Second, not only would Romans bristle at the suggestion, Jews would be upset at the Messiah part. Paul is saying that Jesus is the Messiah. That word “Christ” is the Greek equivalent of the Hebrew word “Messiah.” The Messiah shows up in Old Testament prophecies as a coming king, of the line of the great King David, whom God would send as the fulfillment of the prophets’ message, which said that he would rescue Israel and restore her to prominence, just like in the days of King Solomon. Reading those prophecies, the Jews in the first century believed that the Messiah would free their land from their Roman overlords. So when Jesus came along saying he was the Messiah, but he did not rise to become a military leader, the Jewish leaders deemed him a fraud and blasphemer, and they crucified him. The earliest Christians, however, taught something different. They said that Jesus actually was the Messiah, and that the Jewish leaders had a faulty understanding of the prophecies about the Messiah. The Messiah was not going to be a government leader of an earthly kingdom, but was instead he was king of the Kingdom of heaven, a Kingdom that Jesus prayed, “Thy Kingdom come, thy will be done, on earth as it is in heaven.” It was a surprising kingdom that was among us and in us, and could be advanced through us. So Paul, attributing that title “Messiah” to Jesus is also directly confronting the Jews.
Third, the name “Jesus” is his given name. In Aramaic, it would be Yeshua, or transliterated to English, Joshua, which means “God is salvation.” Fitting, isn’t it?
You and I are so used to the name “Lord Jesus Christ.” But in Paul’s day, especially there in Thessalonica with pressures from both the Romans and the Jews, that name was nothing short of revolutionary. They were the church of the Lord Jesus Christ. If they would have put that name out on their church sign, they would have gotten all kinds of abuse. It would be like my church putting the name “Communist Church of Atheism” on our sign.
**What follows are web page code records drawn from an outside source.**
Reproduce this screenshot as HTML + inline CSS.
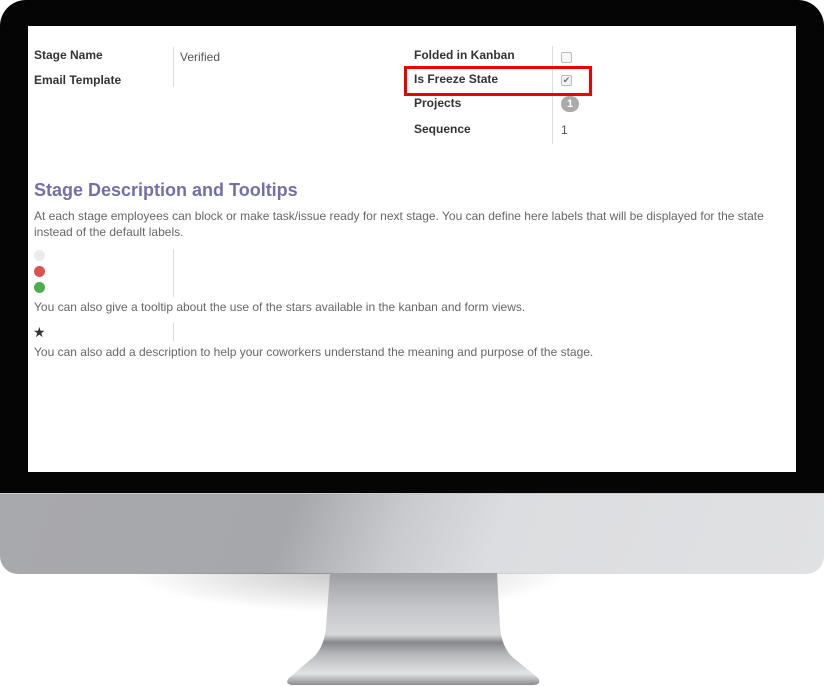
<!DOCTYPE html>
<html><head><style>
body{margin:0;width:824px;height:686px;background:#fff;position:relative;overflow:hidden;font-family:"Liberation Sans",sans-serif;}
.abs{position:absolute}
.t{position:absolute;font-size:12px;color:#555;white-space:nowrap}
.b{font-weight:bold;color:#333}
.vl{position:absolute;width:1px;background:#ddd}
</style></head><body>
<div class="abs" style="left:0;top:0;width:824px;height:494px;background:#050505;border-radius:26px 26px 0 0"></div>
<div class="abs" style="left:0;top:493px;width:824px;height:80px;border-radius:0 0 18px 18px;background:linear-gradient(110deg,#a8a9ad 0%,#a6a7ab 35%,#c9cace 48%,#dcdde0 60%,#e0e1e3 100%);border-top:1px solid #c8c9cc"></div>
<div class="abs" style="left:130px;top:573px;width:440px;height:40px;background:radial-gradient(ellipse at center top,rgba(0,0,0,0.22),rgba(0,0,0,0) 70%)"></div>
<svg class="abs" style="left:280px;top:572px" width="270" height="114">
<defs><linearGradient id="g" x1="0" y1="0" x2="0" y2="1">
<stop offset="0" stop-color="#9d9ea2"/><stop offset="0.3" stop-color="#c4c5c9"/><stop offset="0.55" stop-color="#d7d8da"/><stop offset="0.62" stop-color="#86878b"/><stop offset="0.72" stop-color="#b5b6b9"/><stop offset="0.9" stop-color="#e2e3e5"/><stop offset="1" stop-color="#8a8b8f"/></linearGradient></defs>
<path d="M50 1 L217 1 L220 55 Q222 78 236 88 L258 106 Q262 112 254 113 L12 113 Q4 112 9 106 L30 88 Q44 78 46 55 Z" fill="url(#g)"/>
</svg>
<div class="abs" style="left:28px;top:26px;width:768px;height:446px;background:#fff"></div>

<div class="t b" style="left:34px;top:48px">Stage Name</div>
<div class="t b" style="left:34px;top:73px">Email Template</div>
<div class="vl" style="left:173px;top:47px;height:40px"></div>
<div class="t" style="left:180px;top:50px">Verified</div>

<div class="t b" style="left:414px;top:48px">Folded in Kanban</div>
<div class="t b" style="left:414px;top:72px">Is Freeze State</div>
<div class="t b" style="left:414px;top:96px">Projects</div>
<div class="t b" style="left:414px;top:122px">Sequence</div>
<div class="vl" style="left:552px;top:46px;height:98px"></div>
<div class="abs" style="left:561px;top:52px;width:9px;height:9px;border:1px solid #bbb;border-radius:2px;background:#f7f7f7"></div>
<div class="abs" style="left:561px;top:75px;width:9px;height:9px;border:1px solid #bbb;border-radius:2px;background:#f3f3f3;font-size:9px;line-height:9px;color:#777;text-align:center">✔</div>
<div class="abs" style="left:404px;top:66px;width:182px;height:24px;border:3px solid #ee0000"></div>
<div class="abs" style="left:561px;top:96px;width:18px;height:16px;border-radius:8px;background:#aaa;color:#fff;font-size:11px;font-weight:bold;text-align:center;line-height:16px">1</div>
<div class="t" style="left:561px;top:123px">1</div>

<div class="abs" style="left:34px;top:180px;font-size:18px;font-weight:bold;color:#7370a8">Stage Description and Tooltips</div>
<div class="t" style="left:34px;top:209px;color:#666">At each stage employees can block or make task/issue ready for next stage. You can define here labels that will be displayed for the state</div>
<div class="t" style="left:34px;top:225px;color:#666">instead of the default labels.</div>
<div class="abs" style="left:34px;top:250px;width:11px;height:11px;border-radius:50%;background:#ececec"></div>
<div class="abs" style="left:34px;top:266px;width:11px;height:11px;border-radius:50%;background:#d9534f"></div>
<div class="abs" style="left:34px;top:282px;width:11px;height:11px;border-radius:50%;background:#4cae4c"></div>
<div class="vl" style="left:173px;top:249px;height:48px"></div>
<div class="t" style="left:34px;top:300px;color:#666">You can also give a tooltip about the use of the stars available in the kanban and form views.</div>
<div class="abs" style="left:33px;top:325px;font-size:14px;color:#333;line-height:14px">★</div>
<div class="vl" style="left:173px;top:323px;height:18px"></div>
<div class="t" style="left:34px;top:345px;color:#666">You can also add a description to help your coworkers understand the meaning and purpose of the stage.</div>
</body></html>
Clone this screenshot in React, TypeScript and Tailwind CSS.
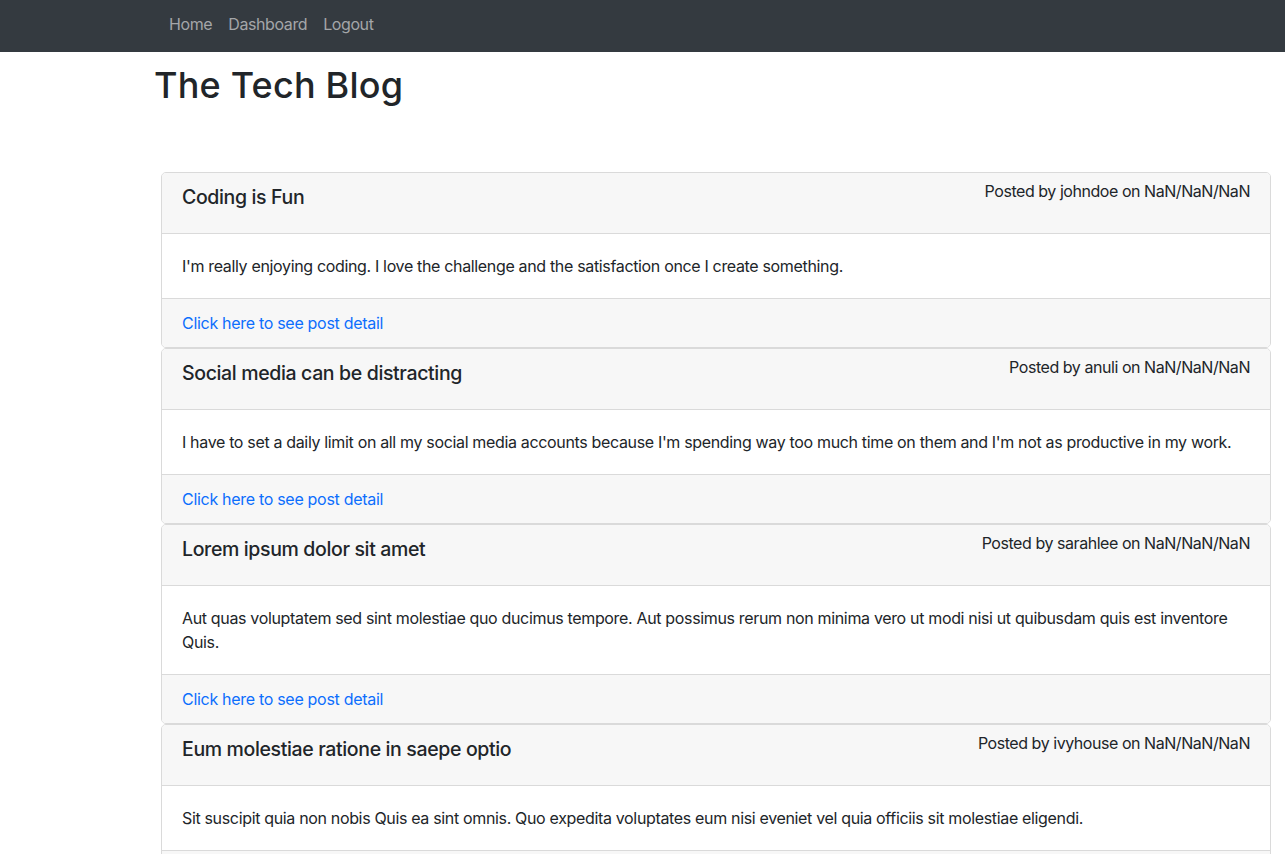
import React from "react";

const posts = [
  {
    title: "Coding is Fun",
    user: "johndoe",
    body: "I'm really enjoying coding. I love the challenge and the satisfaction once I create something.",
  },
  {
    title: "Social media can be distracting",
    user: "anuli",
    body: "I have to set a daily limit on all my social media accounts because I'm spending way too much time on them and I'm not as productive in my work.",
  },
  {
    title: "Lorem ipsum dolor sit amet",
    user: "sarahlee",
    body: "Aut quas voluptatem sed sint molestiae quo ducimus tempore. Aut possimus rerum non minima vero ut modi nisi ut quibusdam quis est inventore Quis.",
  },
  {
    title: "Eum molestiae ratione in saepe optio",
    user: "ivyhouse",
    body: "Sit suscipit quia non nobis Quis ea sint omnis. Quo expedita voluptates eum nisi eveniet vel quia officiis sit molestiae eligendi.",
  },
];

export default function App() {
  return (
    <div
      className="min-h-screen bg-white text-[#212529] text-base leading-6"
      style={{ fontFamily: 'Inter, "Noto Sans", sans-serif' }}
    >
      <nav className="h-[52px] bg-[#343a40] flex items-center pb-[4px] pl-[161px] tracking-[-0.4px]">
        <a className="px-2 text-[#a4a6a9]" href="#">Home</a>
        <a className="px-2 text-[#a4a6a9]" href="#">Dashboard</a>
        <a className="px-2 text-[#a4a6a9]" href="#">Logout</a>
      </nav>
      <h1 className="pl-[154px] mt-[9px] text-[36px] leading-[48px] font-medium tracking-[0.2px]">
        The Tech Blog
      </h1>
      <div className="pl-[161px] pr-[14px] mt-[63px]">
        {posts.map((p) => (
          <div key={p.title} className="border border-[#dadada] rounded-[5px] overflow-hidden">
            <div className="h-[61px] bg-[#f7f7f7] border-b border-[#dadada] px-5 pt-[6px] flex justify-between items-start">
              <h5 className="mt-[6px] text-[19.5px] leading-6 font-medium tracking-[-0.36px]">{p.title}</h5>
              <span className="tracking-[-0.45px]">Posted by {p.user} on NaN/NaN/NaN</span>
            </div>
            <div className="p-5 tracking-[-0.34px]">{p.body}</div>
            <div className="bg-[#f7f7f7] border-t border-[#dadada] px-5 py-3">
              <a href="#" className="text-[#0d6efd] tracking-[-0.3px]">Click here to see post detail</a>
            </div>
          </div>
        ))}
      </div>
    </div>
  );
}
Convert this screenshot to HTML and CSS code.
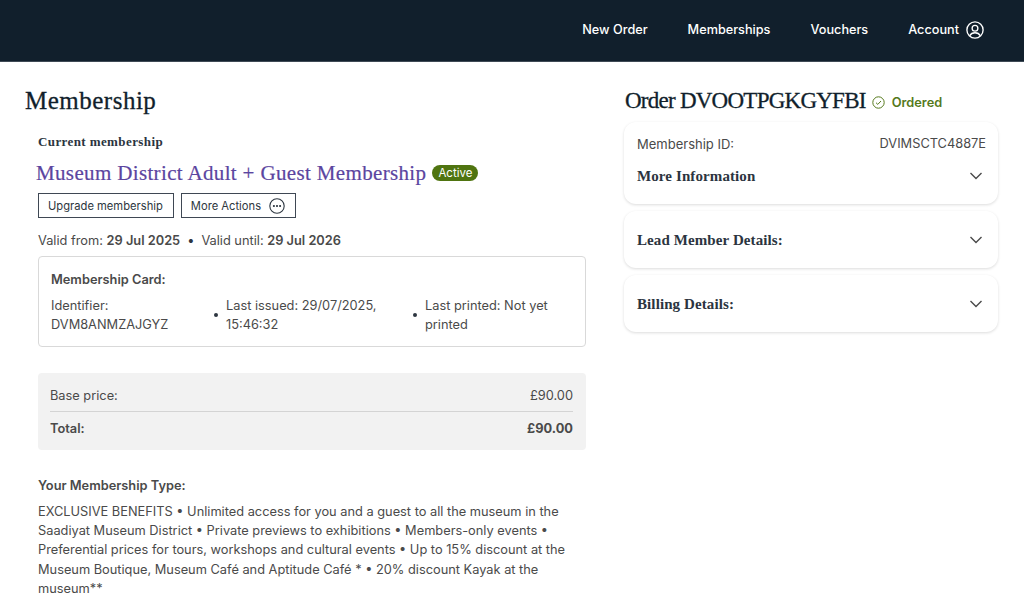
FILE: index.html
```html
<!DOCTYPE html>
<html lang="en">
<head>
  <meta charset="UTF-8">
  <title>Membership</title>
  <link rel="stylesheet" href="styles.css">
</head>
<body>
  <header class="topbar">
    <nav class="topnav">
      <a href="#">New Order</a>
      <a href="#">Memberships</a>
      <a href="#">Vouchers</a>
      <a href="#" class="account">Account
        <svg width="18" height="18" viewBox="0 0 20 20" fill="none" stroke="currentColor" stroke-width="1.5">
          <circle cx="10" cy="10" r="9"/>
          <circle cx="10" cy="8" r="3.2"/>
          <path d="M4.2 16.300c1-2.200 3.200-3.300 5.800-3.300s4.800 1.100 5.800 3.300"/>
        </svg>
      </a>
    </nav>
  </header>

  <main class="page">
    <section class="left">
      <h1>Membership</h1>
      <div class="membership">
        <h3 class="eyebrow">Current membership</h3>
        <div class="title-row">
          <h2 class="member-title">Museum District Adult + Guest Membership</h2>
          <span class="pill">Active</span>
        </div>
        <div class="actions">
          <button class="btn">Upgrade membership</button>
          <button class="btn">More Actions
            <svg width="16" height="16" viewBox="0 0 16 16" fill="none" stroke="currentColor" stroke-width="1.1">
              <circle cx="8" cy="8" r="7.2"/>
              <circle cx="4.900" cy="8" r=".5" fill="currentColor"/>
              <circle cx="8" cy="8" r=".5" fill="currentColor"/>
              <circle cx="11.100" cy="8" r=".5" fill="currentColor"/>
            </svg>
          </button>
        </div>
        <p class="validity">Valid from: <b>29 Jul 2025</b><span class="sep">•</span>Valid until: <b>29 Jul 2026</b></p>

        <div class="card-box">
          <h4>Membership Card:</h4>
          <div class="card-cols">
            <div class="card-col first">Identifier:<br>DVM8ANMZAJGYZ</div>
            <span class="dot"></span>
            <div class="card-col">Last issued: 29/07/2025, 15:46:32</div>
            <span class="dot"></span>
            <div class="card-col last">Last printed: Not yet printed</div>
          </div>
        </div>

        <div class="price-box">
          <div class="price-row base"><span>Base price:</span><span>£90.00</span></div>
          <div class="price-row total"><span>Total:</span><span>£90.00</span></div>
        </div>

        <h4 class="type-title">Your Membership Type:</h4>
        <p class="type-text">EXCLUSIVE BENEFITS • Unlimited access for you and a guest to all the museum in the Saadiyat Museum District • Private previews to exhibitions • Members-only events • Preferential prices for tours, workshops and cultural events • Up to 15% discount at the Museum Boutique, Museum Café and Aptitude Café * • 20% discount Kayak at the museum**</p>
      </div>
    </section>

    <aside class="right">
      <div class="order-head">
        <h1>Order DVOOTPGKGYFBI</h1>
        <span class="status">
          <svg width="13" height="13" viewBox="0 0 13 13" fill="none" stroke="currentColor" stroke-width="1">
            <circle cx="6.500" cy="6.500" r="5.700"/>
            <path d="M4 6.700l1.800 1.700L9 5"/>
          </svg>
          Ordered
        </span>
      </div>

      <div class="panel first-panel">
        <div class="id-row"><span class="id-label">Membership ID:</span><span>DVIMSCTC4887E</span></div>
        <div class="panel-row">
          <span class="panel-title">More Information</span>
          <svg class="chev" width="14" height="8" viewBox="0 0 14 8" fill="none" stroke="currentColor" stroke-width="1.400"><path d="M1.500 1l5.500 5.500L12.500 1"/></svg>
        </div>
      </div>
      <div class="panel">
        <div class="panel-row">
          <span class="panel-title">Lead Member Details:</span>
          <svg class="chev" width="14" height="8" viewBox="0 0 14 8" fill="none" stroke="currentColor" stroke-width="1.400"><path d="M1.500 1l5.500 5.500L12.500 1"/></svg>
        </div>
      </div>
      <div class="panel">
        <div class="panel-row">
          <span class="panel-title">Billing Details:</span>
          <svg class="chev" width="14" height="8" viewBox="0 0 14 8" fill="none" stroke="currentColor" stroke-width="1.400"><path d="M1.500 1l5.500 5.500L12.500 1"/></svg>
        </div>
      </div>
    </aside>
  </main>
</body>
</html>
```

FILE: styles.css
```css
* {
  box-sizing: border-box;
}
body {
  margin: 0;
  font-family: Inter, "Liberation Sans", sans-serif;
  font-size: 12.8px;
  color: #4a4a4a;
  background: #fff;
  overflow: hidden;
  height: 615px;
}
h1, h2, h3, h4, p {
  margin: 0;
}

.topbar {
  height: 62px;
  background: #111f2c;
  border-bottom: 1px solid #3e4a55;
  display: flex;
  justify-content: flex-end;
  align-items: center;
  padding: 0 40px 2px 0;
}
.topnav {
  display: flex;
  align-items: center;
  gap: 40px;
}
.topnav a {
  color: #fff;
  text-decoration: none;
  font-size: 12.7px;
  font-weight: 500;
}
.account {
  display: flex;
  align-items: center;
  gap: 7px;
}

.page {
  display: grid;
  grid-template-columns: 561px 374px;
  column-gap: 38px;
  padding: 0 26px 0 25px;
}

.left h1, .order-head h1 {
  font-family: "Liberation Serif", serif;
  font-size: 25px;
  font-weight: 400;
  color: #111f2c;
  line-height: 30px;
  letter-spacing: 0.5px;
  -webkit-text-stroke: 0.3px #111f2c;
}
.left h1 {
  margin-top: 24px;
}
.order-head h1 {
  font-size: 23px;
  letter-spacing: -0.75px;
  margin-left: 1px;
}
.membership {
  padding-left: 13px;
}
.eyebrow {
  font-family: "Liberation Serif", serif;
  font-size: 13px;
  font-weight: 700;
  letter-spacing: 0.4px;
  color: #2b3440;
  line-height: 16px;
  margin-top: 18px;
}
.title-row {
  display: flex;
  align-items: center;
  gap: 6px;
  margin-top: 10px;
  margin-left: -2px;
}
.member-title {
  font-family: "Liberation Serif", serif;
  font-size: 21px;
  font-weight: 400;
  letter-spacing: 0.35px;
  -webkit-text-stroke: 0.2px #5b45a0;
  color: #5b45a0;
  line-height: 26px;
}
.pill {
  background: #4f7410;
  color: #fff;
  font-size: 11.5px;
  line-height: 16px;
  padding: 0 6px;
  border-radius: 8px;
}
.actions {
  display: flex;
  gap: 7px;
  margin-top: 7px;
}
.btn {
  display: flex;
  align-items: center;
  gap: 8px;
  height: 25px;
  padding: 0 10px 0 9px;
  background: #fff;
  border: 1px solid #3f4854;
  border-radius: 0;
  color: #2d3640;
  font-family: inherit;
  font-size: 11.2px;
}
.validity {
  margin-top: 14px;
  line-height: 18px;
}
.validity b {
  font-weight: 600;
}
.sep {
  margin: 0 7px;
  color: #2d3640;
}

.card-box {
  margin-top: 6px;
  height: 91px;
  border: 1px solid #d9d9d9;
  border-radius: 4px;
  padding: 14px 12px 0;
}
.card-box h4 {
  font-size: 12.8px;
  font-weight: 600;
  line-height: 18px;
}
.card-cols {
  display: flex;
  align-items: center;
  margin-top: 7px;
  line-height: 19px;
}
.card-col {
  width: 184px;
}
.card-col.first {
  width: 160px;
}
.card-col.last {
  width: 147px;
}
.dot {
  width: 4px;
  height: 4px;
  border-radius: 50%;
  background: #2d3640;
  margin: 0 8px 0 3px;
}

.price-box {
  margin-top: 26px;
  height: 77px;
  background: #f2f2f2;
  border-radius: 4px;
  padding: 0 13px 0 12px;
}
.price-row {
  display: flex;
  justify-content: space-between;
}
.price-row.base {
  border-bottom: 1px solid #d4d4d4;
  height: 39px;
  line-height: 46px;
}
.price-row.total {
  font-weight: 600;
  line-height: 33px;
}
.price-row.total span:last-child {
  font-weight: 700;
}

.type-title {
  font-size: 12.8px;
  font-weight: 600;
  line-height: 18px;
  margin-top: 27px;
}
.type-text {
  margin-top: 7px;
  line-height: 19.2px;
}

.order-head {
  display: flex;
  align-items: center;
  gap: 6px;
  margin-top: 24px;
}
.status {
  display: flex;
  align-items: center;
  gap: 7px;
  color: #55791b;
  font-weight: 600;
  font-size: 12.8px;
  padding-top: 2px;
}
.panel {
  border-radius: 12px;
  background: #fff;
  box-shadow: 0 1px 3px rgba(0, 0, 0, 0.14);
  padding: 0 12px 0 13px;
  height: 57px;
  margin-top: 7px;
  display: flex;
  flex-direction: column;
  justify-content: center;
}
.first-panel {
  height: 82px;
  margin-top: 6px;
  justify-content: flex-start;
  padding-top: 13px;
}
.id-row {
  display: flex;
  justify-content: space-between;
  line-height: 18px;
}
.id-label {
  font-size: 13px;
}
.first-panel .panel-row {
  margin-top: 14px;
}
.panel-row {
  display: flex;
  justify-content: space-between;
  align-items: center;
}
.panel-title {
  font-family: "Liberation Serif", serif;
  font-size: 15px;
  font-weight: 700;
  letter-spacing: 0.1px;
  color: #2b3440;
  line-height: 18px;
}
.chev {
  color: #4a4a4a;
  margin-right: 3px;
}
```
Imagine how that would go over here in the conservative Lancaster County Bible Belt?
So Paul has begun his letter to these new Christians by grounding them in what is true. They were a church of God the Father and the Lord Jesus Christ. They were believing a new way, a different reality, that put them in conflict with the culture around them. Paul knew that those Thessalonian Christians’ choice to be disciples of Jesus was neither an easy choice nor one that would result in an easy life. He himself had experienced the painful result of following Jesus. Jews and Greeks breathing down his neck, stoning him, rioting because of him and his message. He was well aware of how difficult it could be to be a Christian, let a brand new one, in their town. He knows he needs to help them. What will he say next to help them keep the faith?
In verse 2 he gives them his standard greeting of grace and peace, which he uses in nearly all of his letters. But he isn’t just using a throwaway greeting. Grace and peace are two theologically-rich words for Christians. Our entire relationship with God is based on grace. As Paul would later write in Ephesians, “For it is by grace you have been saved, through faith, not by works, it is the gift of God.” Grace points us to God’s amazing love, mercy and forgiveness to us in Jesus’ birth, life, death and resurrection. Therefore, we not only receive his grace, but we also share grace with one another, and with those outside the church. We are a grace-soaked people.
Second, peace is so important for Christians. Especially for Christians who are living in the middle of unrest, such as the Thessalonians were. Jesus came to bring peace. In his birth, the angels announce “Peace on earth, good will to all humanity.” This word, too, is a direct confrontation to the empire. In the Roman Empire, it was declared that the Caesar would bring peace. But just like the angels, Paul says that peace is available to us in the Lord Jesus Christ. No human can really bring lasting peace. But Jesus can.